I completed my secondment at TNO Soesteberg (The Netherlands) under the supervision of Dr Anne-Marie Brouwer with whom I share a vivid interest for Brain Computer Interfaces (BCI). The secondment took place on several weeks during year 2 and 3 of my PhD for a total of 1 month (31 days). We planned my first visit to be from 21st August 2016 to 31st August 2016. The aim of this first contact was to familiarise myself with the literature on the topic of movement prediction using EEG, the lab and possibly collect some pilot data. The second visit was planned for 23rd February to March 4th 2017 with the aim of collecting data for the experiment. Finally, data analysis was carried out during my last visit from 14th to 22nd January 2018.
The main objective of the secondment was for me to collaborate and help out in the several steps needed to carry out to completion an on-going experiment at TNO. The experiment aimed, briefly, to investigate accuracy and timing of self-paced movement prediction using EEG in the context of BCI. Personally, I saw this opportunity as a way of deepening my understanding of EEG techniques, which I had used already during my undergraduate and postgraduate studies. As my main research topic is linked to BCI application in the clinical and rehabilitation setting, the secondment also offered me the chance to see how the same techniques can be applied in the wider context of the general public.
During the first visit, I was able to carry out a literature search on the topic, helping me not only understand the background of the research but also giving me the chance to further my knowledge in an area of BCI I had yet to encounter before. In general, the topic of movement prediction with EEG is extremely versatile and can be tailored for most BCI applications, whether it being clinical or recreational. In the span of the 10 first days I spent at TNO we were also able to collect some pilot data. This allowed us to agree on a methodology to follow for the actual data collection and produce initial evidence of the validity of our research rationale that were presented at a lunchtime seminar at the end of the week. Additionally, at this stage I was able to get familiar again with the use of EEG that I had left at the end of my postgraduate studies to move on to a different brain imaging technique (fMRI) for my PhD.
In my second visit, we completed data collection of 20 participants chosen from a wide range of ages, sexes and occupations. Results from a preliminary data analysis, carried out by TNO, converged in a conference paper published later on in March 2017 (Brouwer et al., 2017).

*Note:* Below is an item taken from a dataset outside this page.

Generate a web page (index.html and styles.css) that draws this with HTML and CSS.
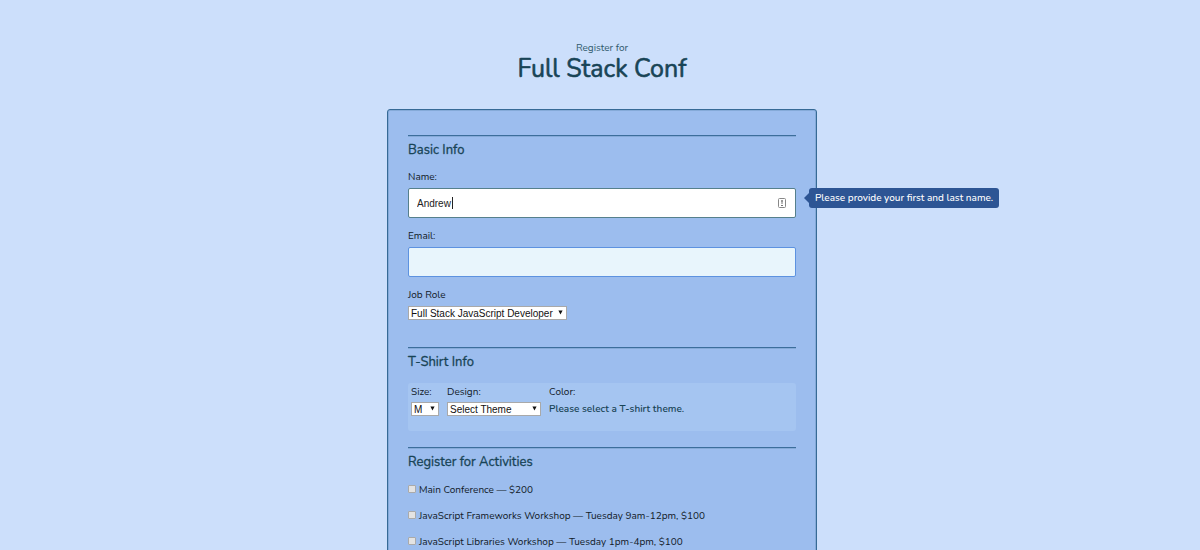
FILE: index.html
```html
<!DOCTYPE html>
<html lang="en">
<head>
<meta charset="utf-8">
<title>Full Stack Conf</title>
<link rel="stylesheet" href="styles.css">
</head>
<body>
<div class="container">
  <header class="header">
    <span class="kicker">Register for</span>
    <h1 class="title">Full Stack Conf</h1>
  </header>
  <form class="form">
    <fieldset class="section section-basic">
      <legend class="legend">Basic Info</legend>
      <label class="label" for="name">Name:</label>
      <div class="field">
        <input class="input input-focus" type="text" id="name" value="Andrew">
        <span class="caret"></span>
        <svg class="autofill" viewBox="0 0 8 10" aria-hidden="true"><rect x=".5" y=".5" width="7" height="9" rx="1" fill="#fff" stroke="#888"/><path d="M4 2v4M3 3h2M3 7.500h2" stroke="#777" fill="none"/></svg>
        <span class="tooltip">Please provide your first and last name.</span>
      </div>
      <label class="label" for="mail">Email:</label>
      <div class="field">
        <input class="input" type="email" id="mail">
      </div>
      <label class="label" for="role">Job Role</label>
      <span class="select-wrap select-role">
        <select class="select" id="role"><option>Full Stack JavaScript Developer</option></select>
        <svg class="arrow" viewBox="0 0 5 5" aria-hidden="true"><path d="M.4.5h4.200L2.500 4.500z" fill="#111"/></svg>
      </span>
    </fieldset>
    <fieldset class="section section-shirt">
      <legend class="legend">T-Shirt Info</legend>
      <div class="shirt">
        <div class="shirt-size">
          <label class="shirt-label" for="size">Size:</label>
          <span class="select-wrap">
            <select class="select" id="size"><option>M</option></select>
            <svg class="arrow" viewBox="0 0 5 5" aria-hidden="true"><path d="M.4.5h4.200L2.500 4.500z" fill="#111"/></svg>
          </span>
        </div>
        <div class="shirt-design">
          <label class="shirt-label" for="design">Design:</label>
          <span class="select-wrap">
            <select class="select" id="design"><option>Select Theme</option></select>
            <svg class="arrow" viewBox="0 0 5 5" aria-hidden="true"><path d="M.4.5h4.200L2.500 4.500z" fill="#111"/></svg>
          </span>
        </div>
        <div class="shirt-color">
          <span class="shirt-label">Color:</span>
          <p class="hint">Please select a T-shirt theme.</p>
        </div>
      </div>
    </fieldset>
    <fieldset class="section">
      <legend class="legend">Register for Activities</legend>
      <div class="activities">
        <label class="activity"><input class="check" type="checkbox">Main Conference — $200</label>
        <label class="activity"><input class="check" type="checkbox">JavaScript Frameworks Workshop — Tuesday 9am-12pm, $100</label>
        <label class="activity"><input class="check" type="checkbox">JavaScript Libraries Workshop — Tuesday 1pm-4pm, $100</label>
      </div>
    </fieldset>
  </form>
</div>
</body>
</html>
```
FILE: styles.css
```css
* {
  box-sizing: border-box;
}

html {
  overflow: hidden;
}

body {
  margin: 0;
  padding-left: 4px;
  background: #ccdffb;
  color: #111a28;
  font-family: Nunito, Lato, "Open Sans", sans-serif;
  font-size: 10px;
  line-height: 14px;
}

.container {
  max-width: 430px;
  margin: 0 auto;
  padding-top: 41px;
}

.header {
  text-align: center;
  color: #184456;
  margin-bottom: 26px;
}

.kicker {
  display: block;
  color: #2f5a6c;
}

.title {
  margin: 0;
  font-size: 25px;
  line-height: 28px;
  font-weight: 400;
  -webkit-text-stroke: 0.6px #184456;
}

.form {
  padding: 25px 20px 12px;
  border: 1px solid #366a96;
  border-radius: 3px;
  box-shadow: inset 0 0 0 1px #85aad8;
  background: #9cbdee;
}

.section {
  display: block;
  margin: 0;
  padding: 0;
  border: 0;
  border-top: 1px solid #3c6e9b;
  box-shadow: inset 0 1px 0 #85aad8;
  min-width: 0;
}

.section-basic {
  margin-bottom: 27px;
}

.section-shirt {
  margin-bottom: 16px;
}

.legend {
  float: left;
  width: 100%;
  padding: 5px 0 0;
  margin-bottom: 12px;
  font-size: 13px;
  line-height: 18px;
  color: #184456;
  -webkit-text-stroke: 0.3px #184456;
}

.label {
  display: block;
  clear: both;
  line-height: 12px;
  margin-bottom: 5px;
}

.field {
  position: relative;
  margin-bottom: 12px;
}

.input {
  display: block;
  width: 100%;
  height: 30px;
  padding: 0 8px;
  border: 1px solid #5d92e0;
  border-radius: 2px;
  outline: none;
  background: #e8f5fc;
  color: #222;
  font: 10px "Liberation Sans", Arial, sans-serif;
}

.input-focus {
  background: #fff;
  border-color: #56808c;
}

.caret {
  position: absolute;
  left: 44px;
  top: 9px;
  width: 1px;
  height: 12px;
  background: #222;
}

.autofill {
  position: absolute;
  right: 10px;
  top: 10px;
  width: 8px;
  height: 10px;
}

.tooltip {
  position: absolute;
  left: calc(100% + 13px);
  top: 0;
  padding: 3px 6px;
  border-radius: 3px;
  background: #2d5594;
  color: #fff;
  white-space: nowrap;
  font-weight: 500;
}

.tooltip::before {
  content: "";
  position: absolute;
  right: 100%;
  top: 5px;
  border: 5px solid transparent;
  border-left: 0;
  border-right-color: #2d5594;
}

.select-wrap {
  display: block;
  position: relative;
}

.select-role {
  width: 159px;
}

.select {
  appearance: none;
  display: block;
  width: 100%;
  height: 14px;
  padding: 0 2px;
  border: 1px solid #a9a9a9;
  border-radius: 0;
  background: #fff;
  color: #111;
  font: 10px "Liberation Sans", Arial, sans-serif;
}

.arrow {
  position: absolute;
  right: 4px;
  top: 4px;
  width: 5px;
  height: 5px;
  pointer-events: none;
}

.shirt {
  clear: both;
  display: flex;
  gap: 8px;
  min-height: 48px;
  padding: 2px 3px;
  border-radius: 3px;
  background: #a5c5f1;
}

.shirt-size {
  width: 28px;
}

.shirt-design {
  width: 94px;
}

.shirt-label {
  display: block;
  margin-bottom: 3px;
}

.hint {
  margin: 0;
  color: #184456;
  font-weight: 600;
}

.activities {
  clear: both;
  display: flex;
  flex-direction: column;
  gap: 12px;
}

.activity {
  display: flex;
  align-items: center;
  gap: 3px;
}

.check {
  appearance: none;
  width: 8px;
  height: 8px;
  margin: 0 0 3px;
  border: 1px solid #aaa;
  border-radius: 1px;
  background: #e3e3e3;
}
```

Finally, during my last visit we completed data analysis on EEG specific traces and components that investigate further the accuracy and feasibility of using this brain imaging technique in self-paced movement prediction for EEG-based BCIs.
In conclusion, this was overall a great opportunity that has significantly improved my experience as a student part of the PACE network both on a work related but also personal level. I thoroughly enjoyed my time at TNO and I think that the collaboration was a true success on my part as it gave me the chance to not only gain a little more experience in the research field but also, given the peculiar and independent nature of the institution, to get in contact with a professional work environment that is extremely different from what I was used to so far.
Brouwer, A.M., Van der Waa, J.S., Hogervorst, M.A., Cacace, A., and Stokking, H. (2017). A feasible BCI in real life: using predicted head rotation to improve HMD imaging. BCIforReal ’17 Proceedings of the 2017 ACM Workshop on An Application-oriented Approach to BCI out of the laboratory, 35-38.